>> Start Records for the exercise

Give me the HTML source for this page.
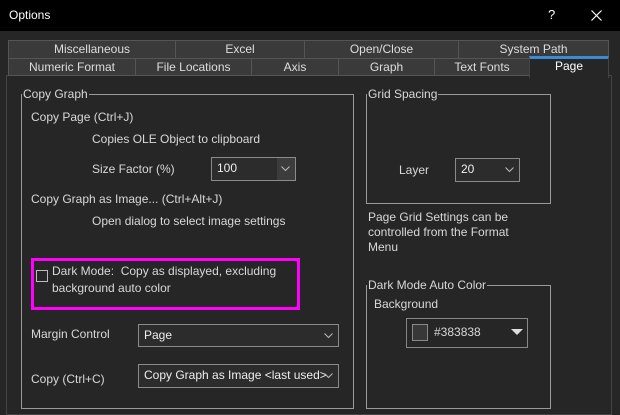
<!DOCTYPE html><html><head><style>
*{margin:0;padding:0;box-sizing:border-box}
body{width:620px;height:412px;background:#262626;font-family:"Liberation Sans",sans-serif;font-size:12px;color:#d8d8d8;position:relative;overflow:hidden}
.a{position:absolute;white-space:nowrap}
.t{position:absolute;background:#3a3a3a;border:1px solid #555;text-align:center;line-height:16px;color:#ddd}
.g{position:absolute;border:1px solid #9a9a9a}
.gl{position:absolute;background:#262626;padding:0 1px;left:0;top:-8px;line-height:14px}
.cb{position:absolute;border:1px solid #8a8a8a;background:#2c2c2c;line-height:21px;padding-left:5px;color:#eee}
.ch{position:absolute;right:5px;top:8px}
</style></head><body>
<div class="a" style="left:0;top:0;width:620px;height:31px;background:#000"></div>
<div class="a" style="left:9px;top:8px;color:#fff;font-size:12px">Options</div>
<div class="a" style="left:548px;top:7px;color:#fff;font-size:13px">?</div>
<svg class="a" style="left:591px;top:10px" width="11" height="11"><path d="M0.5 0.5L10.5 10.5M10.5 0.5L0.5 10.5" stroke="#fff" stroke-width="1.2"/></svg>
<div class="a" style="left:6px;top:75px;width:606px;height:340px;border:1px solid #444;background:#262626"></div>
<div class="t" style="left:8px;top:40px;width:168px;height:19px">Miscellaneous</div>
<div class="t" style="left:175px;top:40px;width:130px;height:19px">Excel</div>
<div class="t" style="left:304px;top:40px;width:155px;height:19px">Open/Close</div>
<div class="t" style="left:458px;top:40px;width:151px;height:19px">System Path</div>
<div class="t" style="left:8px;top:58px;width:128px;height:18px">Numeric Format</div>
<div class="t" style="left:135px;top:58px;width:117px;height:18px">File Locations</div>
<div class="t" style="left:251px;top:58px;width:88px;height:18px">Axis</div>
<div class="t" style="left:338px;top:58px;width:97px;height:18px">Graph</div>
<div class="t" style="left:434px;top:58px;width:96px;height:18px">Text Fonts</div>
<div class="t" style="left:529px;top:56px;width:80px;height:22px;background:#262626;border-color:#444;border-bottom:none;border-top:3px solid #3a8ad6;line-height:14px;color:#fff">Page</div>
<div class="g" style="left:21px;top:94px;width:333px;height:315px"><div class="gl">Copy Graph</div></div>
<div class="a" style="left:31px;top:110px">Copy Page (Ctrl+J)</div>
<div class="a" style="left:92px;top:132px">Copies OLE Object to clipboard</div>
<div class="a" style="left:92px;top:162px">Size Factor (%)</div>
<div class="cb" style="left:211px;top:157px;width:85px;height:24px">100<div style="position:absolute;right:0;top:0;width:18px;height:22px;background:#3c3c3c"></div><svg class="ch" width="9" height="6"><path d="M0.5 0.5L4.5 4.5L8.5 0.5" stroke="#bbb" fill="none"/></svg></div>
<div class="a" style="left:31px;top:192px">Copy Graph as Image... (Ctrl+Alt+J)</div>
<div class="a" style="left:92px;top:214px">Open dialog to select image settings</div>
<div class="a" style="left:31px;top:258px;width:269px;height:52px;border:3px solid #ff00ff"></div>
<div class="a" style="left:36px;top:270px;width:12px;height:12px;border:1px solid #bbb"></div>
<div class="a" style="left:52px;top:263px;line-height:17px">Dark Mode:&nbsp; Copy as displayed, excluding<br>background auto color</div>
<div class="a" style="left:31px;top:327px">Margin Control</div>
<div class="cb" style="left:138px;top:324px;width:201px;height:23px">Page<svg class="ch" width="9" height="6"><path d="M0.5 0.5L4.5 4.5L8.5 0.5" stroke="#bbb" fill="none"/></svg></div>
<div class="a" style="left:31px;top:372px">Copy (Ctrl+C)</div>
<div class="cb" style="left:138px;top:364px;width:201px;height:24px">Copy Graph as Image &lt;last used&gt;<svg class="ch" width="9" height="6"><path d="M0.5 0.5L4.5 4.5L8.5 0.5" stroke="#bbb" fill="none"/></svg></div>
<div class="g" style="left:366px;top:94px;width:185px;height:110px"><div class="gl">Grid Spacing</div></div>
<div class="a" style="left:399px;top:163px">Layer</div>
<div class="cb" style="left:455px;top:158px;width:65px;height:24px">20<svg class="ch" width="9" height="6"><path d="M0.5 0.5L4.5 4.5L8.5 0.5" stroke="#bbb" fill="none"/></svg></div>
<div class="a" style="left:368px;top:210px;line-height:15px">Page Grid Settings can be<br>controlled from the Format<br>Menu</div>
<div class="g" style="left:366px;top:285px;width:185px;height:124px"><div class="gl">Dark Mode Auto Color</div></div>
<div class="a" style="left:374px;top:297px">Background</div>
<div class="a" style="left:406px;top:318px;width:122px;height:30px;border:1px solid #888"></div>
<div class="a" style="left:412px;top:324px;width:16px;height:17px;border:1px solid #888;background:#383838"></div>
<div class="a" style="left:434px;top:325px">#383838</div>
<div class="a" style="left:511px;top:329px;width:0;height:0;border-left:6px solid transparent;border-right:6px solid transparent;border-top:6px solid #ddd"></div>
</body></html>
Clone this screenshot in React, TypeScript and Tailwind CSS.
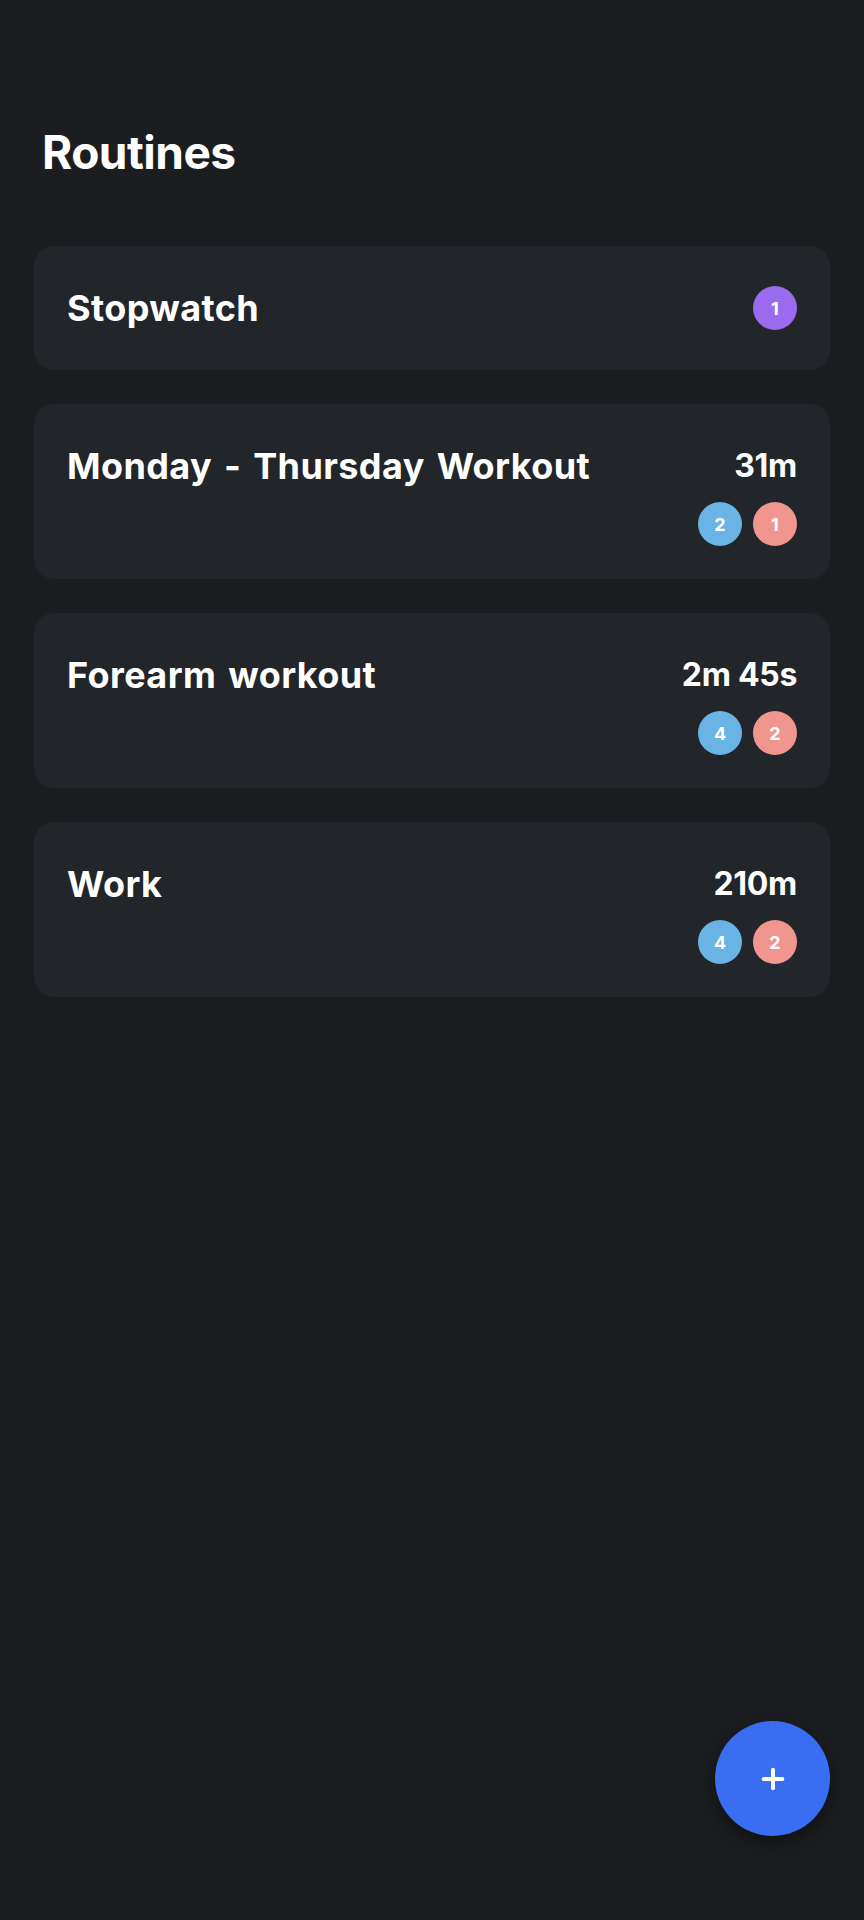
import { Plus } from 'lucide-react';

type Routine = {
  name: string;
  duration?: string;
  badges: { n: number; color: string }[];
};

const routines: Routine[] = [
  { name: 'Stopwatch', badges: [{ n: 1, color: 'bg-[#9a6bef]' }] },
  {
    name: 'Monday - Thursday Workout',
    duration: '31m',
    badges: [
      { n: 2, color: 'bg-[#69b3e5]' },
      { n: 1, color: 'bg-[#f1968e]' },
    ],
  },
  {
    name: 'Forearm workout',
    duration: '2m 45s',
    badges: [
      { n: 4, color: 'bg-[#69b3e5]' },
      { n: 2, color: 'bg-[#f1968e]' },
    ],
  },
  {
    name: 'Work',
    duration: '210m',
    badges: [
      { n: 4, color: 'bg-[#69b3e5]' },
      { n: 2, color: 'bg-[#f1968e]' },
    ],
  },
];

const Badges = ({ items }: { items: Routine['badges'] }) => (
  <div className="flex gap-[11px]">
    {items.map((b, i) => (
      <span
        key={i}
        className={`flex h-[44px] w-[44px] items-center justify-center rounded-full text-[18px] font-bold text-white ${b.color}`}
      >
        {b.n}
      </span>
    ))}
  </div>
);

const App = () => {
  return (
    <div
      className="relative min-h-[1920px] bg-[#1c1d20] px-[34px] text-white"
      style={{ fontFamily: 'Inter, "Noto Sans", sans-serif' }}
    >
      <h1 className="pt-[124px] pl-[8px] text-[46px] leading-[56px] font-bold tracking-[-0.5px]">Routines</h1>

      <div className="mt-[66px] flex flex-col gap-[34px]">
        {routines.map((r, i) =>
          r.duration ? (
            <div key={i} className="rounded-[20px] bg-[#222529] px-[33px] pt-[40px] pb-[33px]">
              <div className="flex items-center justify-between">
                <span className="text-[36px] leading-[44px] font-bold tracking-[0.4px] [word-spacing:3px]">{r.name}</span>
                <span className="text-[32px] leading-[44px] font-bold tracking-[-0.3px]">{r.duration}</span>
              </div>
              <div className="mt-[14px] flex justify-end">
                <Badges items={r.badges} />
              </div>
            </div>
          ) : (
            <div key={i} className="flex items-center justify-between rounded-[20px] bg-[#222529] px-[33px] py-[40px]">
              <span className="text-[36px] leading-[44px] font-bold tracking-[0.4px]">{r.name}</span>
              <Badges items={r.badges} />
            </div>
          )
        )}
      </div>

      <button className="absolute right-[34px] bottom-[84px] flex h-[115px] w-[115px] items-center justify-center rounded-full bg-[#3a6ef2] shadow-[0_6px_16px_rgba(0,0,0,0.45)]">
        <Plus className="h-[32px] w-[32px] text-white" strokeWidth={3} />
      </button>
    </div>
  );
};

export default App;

>> End Records for the exercise

» Given exercise:
Copy the records above exactly, leaving out every picture.

» Complete response:
Give me the HTML source for this page.
<!DOCTYPE html><html><head><style>
*{margin:0;padding:0;box-sizing:border-box}
body{width:620px;height:412px;background:#262626;font-family:"Liberation Sans",sans-serif;font-size:12px;color:#d8d8d8;position:relative;overflow:hidden}
.a{position:absolute;white-space:nowrap}
.t{position:absolute;background:#3a3a3a;border:1px solid #555;text-align:center;line-height:16px;color:#ddd}
.g{position:absolute;border:1px solid #9a9a9a}
.gl{position:absolute;background:#262626;padding:0 1px;left:0;top:-8px;line-height:14px}
.cb{position:absolute;border:1px solid #8a8a8a;background:#2c2c2c;line-height:21px;padding-left:5px;color:#eee}
.ch{position:absolute;right:5px;top:8px}
</style></head><body>
<div class="a" style="left:0;top:0;width:620px;height:31px;background:#000"></div>
<div class="a" style="left:9px;top:8px;color:#fff;font-size:12px">Options</div>
<div class="a" style="left:548px;top:7px;color:#fff;font-size:13px">?</div>
<svg class="a" style="left:591px;top:10px" width="11" height="11"><path d="M0.5 0.5L10.5 10.5M10.5 0.5L0.5 10.5" stroke="#fff" stroke-width="1.2"/></svg>
<div class="a" style="left:6px;top:75px;width:606px;height:340px;border:1px solid #444;background:#262626"></div>
<div class="t" style="left:8px;top:40px;width:168px;height:19px">Miscellaneous</div>
<div class="t" style="left:175px;top:40px;width:130px;height:19px">Excel</div>
<div class="t" style="left:304px;top:40px;width:155px;height:19px">Open/Close</div>
<div class="t" style="left:458px;top:40px;width:151px;height:19px">System Path</div>
<div class="t" style="left:8px;top:58px;width:128px;height:18px">Numeric Format</div>
<div class="t" style="left:135px;top:58px;width:117px;height:18px">File Locations</div>
<div class="t" style="left:251px;top:58px;width:88px;height:18px">Axis</div>
<div class="t" style="left:338px;top:58px;width:97px;height:18px">Graph</div>
<div class="t" style="left:434px;top:58px;width:96px;height:18px">Text Fonts</div>
<div class="t" style="left:529px;top:56px;width:80px;height:22px;background:#262626;border-color:#444;border-bottom:none;border-top:3px solid #3a8ad6;line-height:14px;color:#fff">Page</div>
<div class="g" style="left:21px;top:94px;width:333px;height:315px"><div class="gl">Copy Graph</div></div>
<div class="a" style="left:31px;top:110px">Copy Page (Ctrl+J)</div>
<div class="a" style="left:92px;top:132px">Copies OLE Object to clipboard</div>
<div class="a" style="left:92px;top:162px">Size Factor (%)</div>
<div class="cb" style="left:211px;top:157px;width:85px;height:24px">100<div style="position:absolute;right:0;top:0;width:18px;height:22px;background:#3c3c3c"></div><svg class="ch" width="9" height="6"><path d="M0.5 0.5L4.5 4.5L8.5 0.5" stroke="#bbb" fill="none"/></svg></div>
<div class="a" style="left:31px;top:192px">Copy Graph as Image... (Ctrl+Alt+J)</div>
<div class="a" style="left:92px;top:214px">Open dialog to select image settings</div>
<div class="a" style="left:31px;top:258px;width:269px;height:52px;border:3px solid #ff00ff"></div>
<div class="a" style="left:36px;top:270px;width:12px;height:12px;border:1px solid #bbb"></div>
<div class="a" style="left:52px;top:263px;line-height:17px">Dark Mode:&nbsp; Copy as displayed, excluding<br>background auto color</div>
<div class="a" style="left:31px;top:327px">Margin Control</div>
<div class="cb" style="left:138px;top:324px;width:201px;height:23px">Page<svg class="ch" width="9" height="6"><path d="M0.5 0.5L4.5 4.5L8.5 0.5" stroke="#bbb" fill="none"/></svg></div>
<div class="a" style="left:31px;top:372px">Copy (Ctrl+C)</div>
<div class="cb" style="left:138px;top:364px;width:201px;height:24px">Copy Graph as Image &lt;last used&gt;<svg class="ch" width="9" height="6"><path d="M0.5 0.5L4.5 4.5L8.5 0.5" stroke="#bbb" fill="none"/></svg></div>
<div class="g" style="left:366px;top:94px;width:185px;height:110px"><div class="gl">Grid Spacing</div></div>
<div class="a" style="left:399px;top:163px">Layer</div>
<div class="cb" style="left:455px;top:158px;width:65px;height:24px">20<svg class="ch" width="9" height="6"><path d="M0.5 0.5L4.5 4.5L8.5 0.5" stroke="#bbb" fill="none"/></svg></div>
<div class="a" style="left:368px;top:210px;line-height:15px">Page Grid Settings can be<br>controlled from the Format<br>Menu</div>
<div class="g" style="left:366px;top:285px;width:185px;height:124px"><div class="gl">Dark Mode Auto Color</div></div>
<div class="a" style="left:374px;top:297px">Background</div>
<div class="a" style="left:406px;top:318px;width:122px;height:30px;border:1px solid #888"></div>
<div class="a" style="left:412px;top:324px;width:16px;height:17px;border:1px solid #888;background:#383838"></div>
<div class="a" style="left:434px;top:325px">#383838</div>
<div class="a" style="left:511px;top:329px;width:0;height:0;border-left:6px solid transparent;border-right:6px solid transparent;border-top:6px solid #ddd"></div>
</body></html>
Clone this screenshot in React, TypeScript and Tailwind CSS.
import { Plus } from 'lucide-react';

type Routine = {
  name: string;
  duration?: string;
  badges: { n: number; color: string }[];
};

const routines: Routine[] = [
  { name: 'Stopwatch', badges: [{ n: 1, color: 'bg-[#9a6bef]' }] },
  {
    name: 'Monday - Thursday Workout',
    duration: '31m',
    badges: [
      { n: 2, color: 'bg-[#69b3e5]' },
      { n: 1, color: 'bg-[#f1968e]' },
    ],
  },
  {
    name: 'Forearm workout',
    duration: '2m 45s',
    badges: [
      { n: 4, color: 'bg-[#69b3e5]' },
      { n: 2, color: 'bg-[#f1968e]' },
    ],
  },
  {
    name: 'Work',
    duration: '210m',
    badges: [
      { n: 4, color: 'bg-[#69b3e5]' },
      { n: 2, color: 'bg-[#f1968e]' },
    ],
  },
];

const Badges = ({ items }: { items: Routine['badges'] }) => (
  <div className="flex gap-[11px]">
    {items.map((b, i) => (
      <span
        key={i}
        className={`flex h-[44px] w-[44px] items-center justify-center rounded-full text-[18px] font-bold text-white ${b.color}`}
      >
        {b.n}
      </span>
    ))}
  </div>
);

const App = () => {
  return (
    <div
      className="relative min-h-[1920px] bg-[#1c1d20] px-[34px] text-white"
      style={{ fontFamily: 'Inter, "Noto Sans", sans-serif' }}
    >
      <h1 className="pt-[124px] pl-[8px] text-[46px] leading-[56px] font-bold tracking-[-0.5px]">Routines</h1>

      <div className="mt-[66px] flex flex-col gap-[34px]">
        {routines.map((r, i) =>
          r.duration ? (
            <div key={i} className="rounded-[20px] bg-[#222529] px-[33px] pt-[40px] pb-[33px]">
              <div className="flex items-center justify-between">
                <span className="text-[36px] leading-[44px] font-bold tracking-[0.4px] [word-spacing:3px]">{r.name}</span>
                <span className="text-[32px] leading-[44px] font-bold tracking-[-0.3px]">{r.duration}</span>
              </div>
              <div className="mt-[14px] flex justify-end">
                <Badges items={r.badges} />
              </div>
            </div>
          ) : (
            <div key={i} className="flex items-center justify-between rounded-[20px] bg-[#222529] px-[33px] py-[40px]">
              <span className="text-[36px] leading-[44px] font-bold tracking-[0.4px]">{r.name}</span>
              <Badges items={r.badges} />
            </div>
          )
        )}
      </div>

      <button className="absolute right-[34px] bottom-[84px] flex h-[115px] w-[115px] items-center justify-center rounded-full bg-[#3a6ef2] shadow-[0_6px_16px_rgba(0,0,0,0.45)]">
        <Plus className="h-[32px] w-[32px] text-white" strokeWidth={3} />
      </button>
    </div>
  );
};

export default App;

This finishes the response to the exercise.